When objectives are clearly aligned with the business purpose, the long-term benefits of digital transformations outweigh the delays caused in the short term. This is why logistics providers must have well-defined goals for any new tools. For example, system overhauls that take a phased approach mean teams can carefully implement and test each component, gathering feedback from all relevant stakeholders.
Forecasting troubles with volatile markets
Cases will always arise where transit times are delayed, manufacturing plants are down, or workers go on strike. Logistics providers need enough time to respond, whether that’s by buying or renting more containers to transport goods during slow container retrieval, relocating resources or identifying new routes and warehouses. This is why 12 weeks of advance visibility is a recommended minimum for successful logistics. But how is this achieved?
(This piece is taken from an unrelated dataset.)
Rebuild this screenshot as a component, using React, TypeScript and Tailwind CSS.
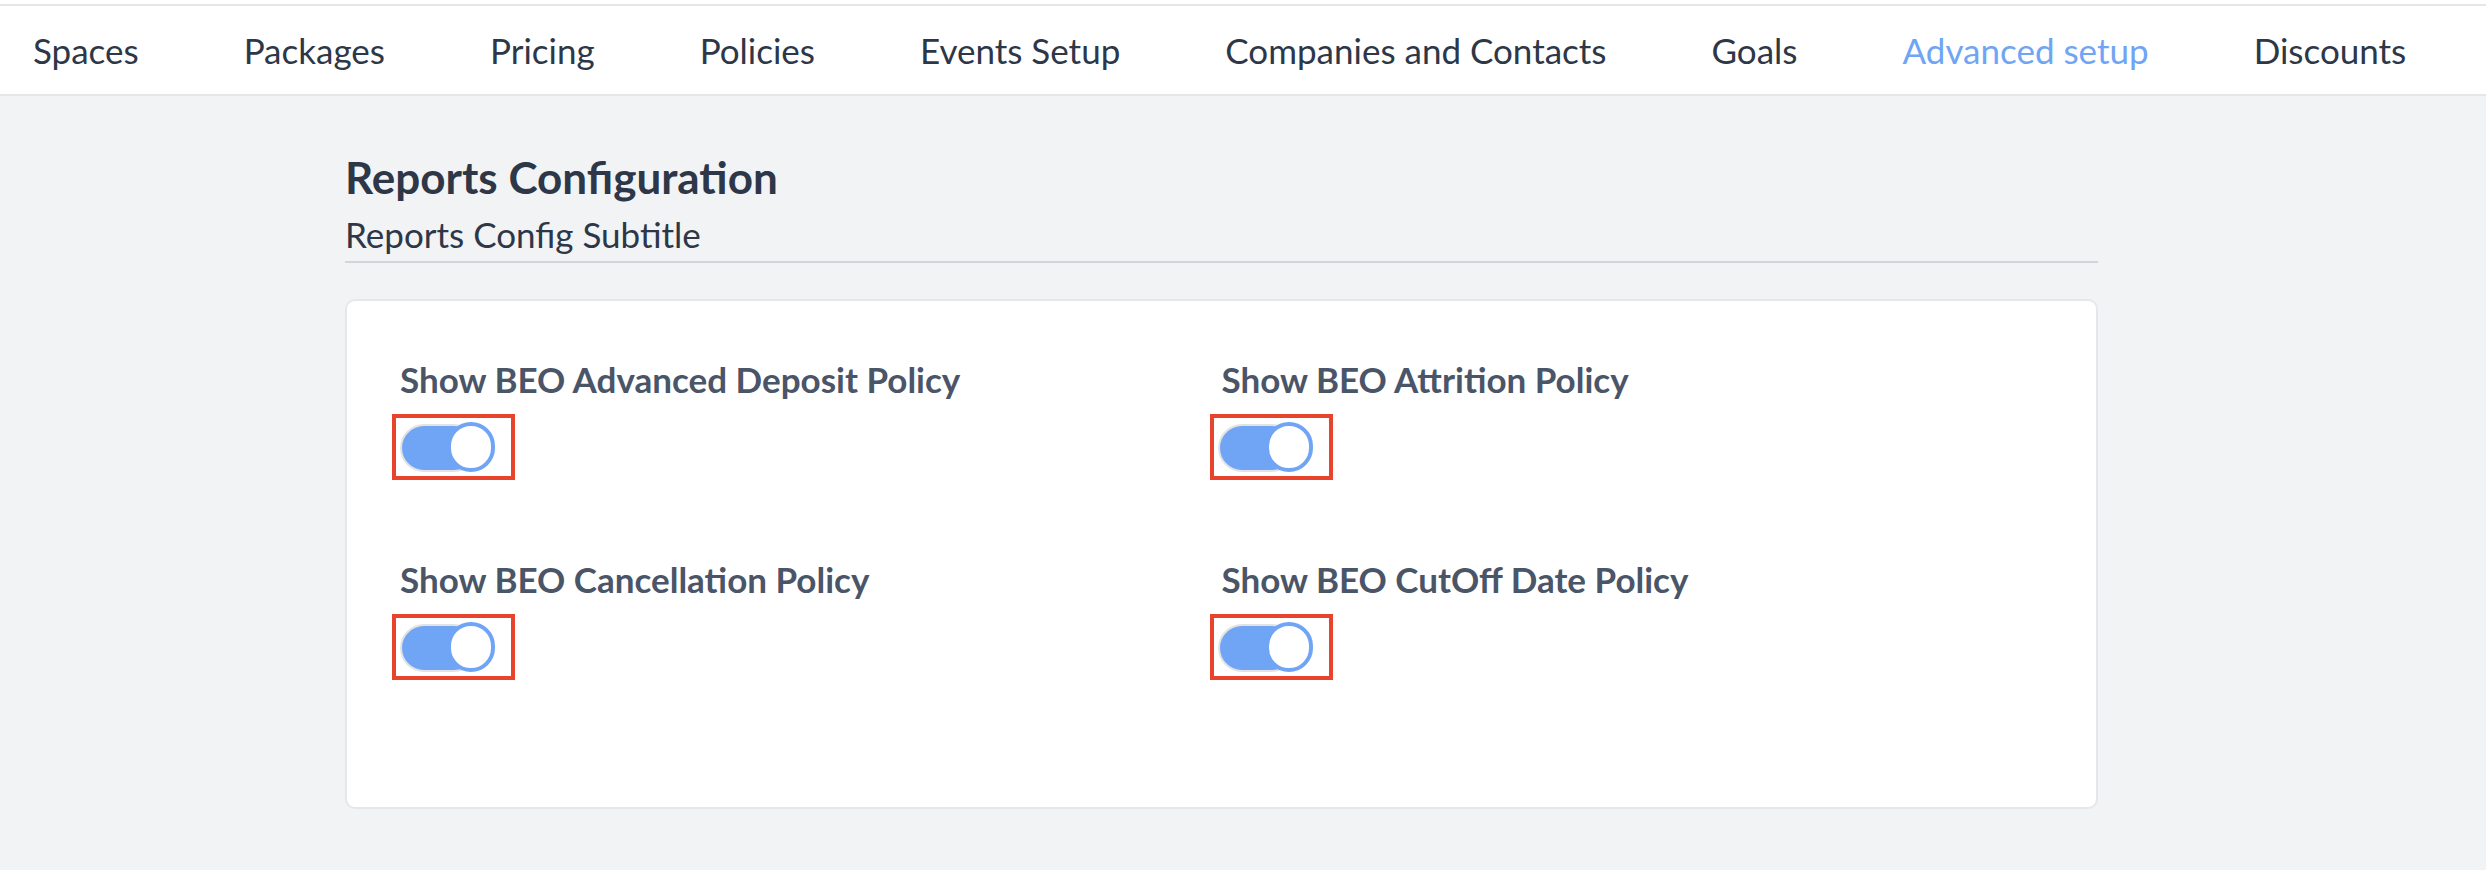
const tabs = [
  "Spaces",
  "Packages",
  "Pricing",
  "Policies",
  "Events Setup",
  "Companies and Contacts",
  "Goals",
  "Advanced setup",
  "Discounts",
];

const fields = [
  "Show BEO Advanced Deposit Policy",
  "Show BEO Attrition Policy",
  "Show BEO Cancellation Policy",
  "Show BEO CutOff Date Policy",
];

const Toggle = () => (
  <div className="relative w-[95px] h-[51px]">
    <div className="absolute left-0 top-[2px] w-[78px] h-[48px] rounded-full bg-[#70a5f5] border-2 border-[#e3e3e3] border-r-0" />
    <div className="absolute right-0 top-0 w-[48px] h-[50px] rounded-full bg-white border-[4px] border-[#70a5f5]" />
    {/* annotation box */}
    <div className="absolute -left-[8px] -top-[8px] w-[123px] h-[66px] border-[4px] border-[#e8432c]" />
  </div>
);

export default function App() {
  return (
    <div
      className="min-h-screen bg-[#f2f3f5] text-[#2d3748]"
      style={{ fontFamily: "Lato, 'Open Sans', sans-serif" }}
    >
      <div className="h-[4px] bg-white" />
      <nav className="h-[92px] bg-white border-t-2 border-b-2 border-[#e6e6e6] flex items-center pl-[33px] gap-[105px]">
        {tabs.map((t) => (
          <span
            key={t}
            className={
              "text-[35px] leading-[41px] whitespace-nowrap " +
              (t === "Advanced setup" ? "text-[#6fa5f4]" : "text-[#2d3748]")
            }
          >
            {t}
          </span>
        ))}
      </nav>

      <div className="ml-[345px] w-[1753px] pt-[55px]">
        <h1 className="text-[44px] leading-[53px] font-bold text-[#2d3748]">
          Reports Configuration
        </h1>
        <div className="mt-[10px] pb-[6px] border-b-2 border-[#d3d5da]">
          <p className="text-[35px] leading-[41px] text-[#2d3748]">
            Reports Config Subtitle
          </p>
        </div>

        <div className="mt-[36px] bg-white border-2 border-[#e5e7eb] rounded-[10px] px-[53px] pt-[58px] pb-[134px]">
          <div className="grid grid-cols-2 gap-y-[86px]">
            {fields.map((f, i) => (
              <div key={f}>
                <div className="text-[35px] leading-[41px] font-bold text-[#4a5568] whitespace-nowrap">
                  {f}
                </div>
                <div className={i % 2 === 1 ? "mt-[22px] -ml-[4px]" : "mt-[22px]"}>
                  <Toggle />
                </div>
              </div>
            ))}
          </div>
        </div>
      </div>
    </div>
  );
}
After two decades of operations in China, Apple will move production to India instead, demonstrating how clients can up sticks and move in a new direction. Therefore, logistics providers must prepare to relocate their resources too. China’s “zero-Covid” strategy and strict lockdowns have tested many regional operations. And the tech giant left a clue about its transition when it decided to make the iPhone 14 in India in September 2022.
Logistics professionals must continuously stay up to date with stakeholders across the supply chain as they plan their months ahead. While forecasting trade volumes a week in advance could reach over 90% accuracy with the right tools and good-quality data inputs, this leaves little time to prepare for larger disruptions such as relocating workers and assets to new production sites.
Forecasting trade volumes ahead of 12 weeks requires logistics teams to be aware of any potential changes to clients’ locations, production lines and trends. However, these trends can also change by the week. To avoid the tedious, resource-heavy, and expensive task of manually incorporating weekly updates into planning, logistics teams are increasingly beginning to invest in logistics forecasting software. This enhances their planning and incorporates all the necessary factors, such as demand, supply or weather-related impacts, automatically communicating updates to business users.
Centralized communication supports all three
With goals to reduce carbon footprint and save costs by maximizing efficiency, real-time data visibility is facilitating just-in-time (JIT) logistics. Yet, this is only useful for streamlined supply chains with clear communication channels between manufacturing, transport, retail and consumers.
If the actual demand is much higher than the forecast, then the supply chain won’t have enough stock to deliver the items on time. However, this isn't often the case: Normally JIT operations rely on data models to accurately forecast demand and find the optimum level of safety stock to deal with shipping variance. This requires logistics professionals to frequently monitor transit times, port capacity and idling, road congestion, weather and changing consumer demand to ensure their fleet is in the right place at the right time for the most efficient delivery.
Whether your logistics business is expanding with new partnerships, updating its existing systems or streamlining its processes, digital advancements are altering the competitive dynamics. Logistics professionals must carefully review their supply chain, improve communication channels and increase automation to anticipate and efficiently respond to delays and maximize the bottom line.